En clair, l’effort demandé et qui, à l’origine, - de l’aveu même de Mark Hurd - visait à éviter les licenciements ne se traduit désormais plus par aucune garantie. Une déclaration qui risque de mettre le doute dans la tête de salariés qui ont pu suivre ces derniers jours les mouvements sociaux chez le fabricant de pneumatique Continental, où après avoir consenti des efforts d’organisation et de réduction du temps de travail – donc de rémunération –, les salariés vivent la fermeture de leur usine de Claroix, dans l’Oise.
Un calendrier social particulièrement chargé
Dans les commentaires publiés sur le blog de la CFTC suite à l’annonce, des anonymes font état de discussions avancées autour d’une prochaine vague de licenciements aux Etats-Unis mais aussi de sites de production arrêtés depuis plusieurs mois. Si aucune de ces rumeurs n’est pour l’heure avérée, il n’en reste pas moins que le doute s'est immiscé dans les esprits et que le travail de persuasion de la direction de HP dans les mois à venir risque d’être difficile.

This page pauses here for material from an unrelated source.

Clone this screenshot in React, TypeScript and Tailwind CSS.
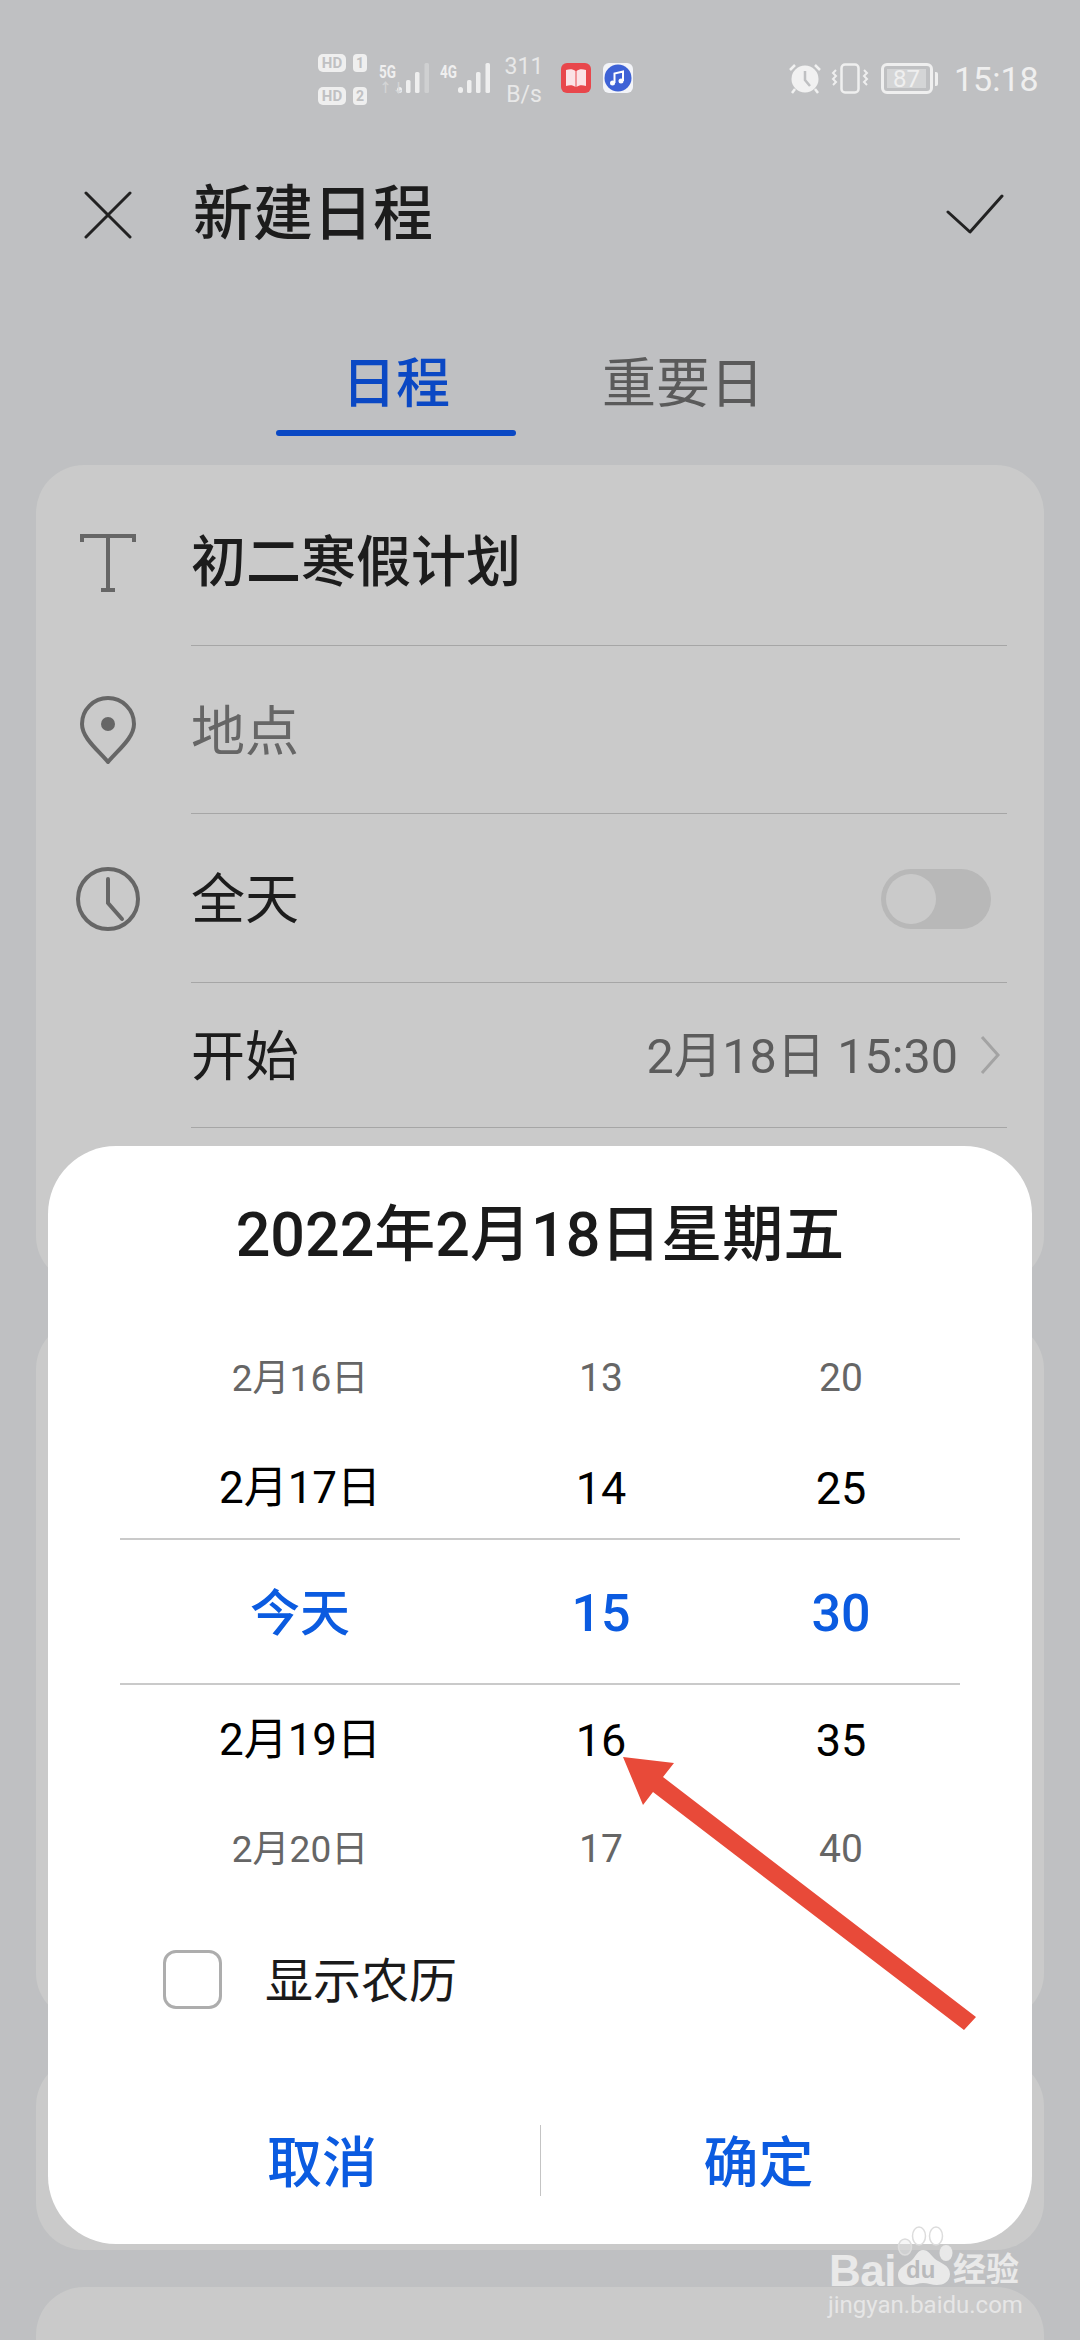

D’autant que son calendrier est particulièrement chargé avec la vente programmée du gros de l’activité TMA d’EDS France (un CE est convoqué à ce sujet le 24 mars durant lequel le nom de l’éventuel repreneur pourrait être dévoilé), puis la mise en place du plan de réduction des effectifs – 580 postes donc – lié à la fusion avec EDS... Une fusion qui n'est pas encore effective puisque les effectifs de HP services ne devraient intégrer EDS France que le 15 mai. Une importante réunion du CE est convoquée le 26 mars sur ce sujet et rien ne dit que les délais pourront être tenus alors que la date a déjà été reportée par deux fois.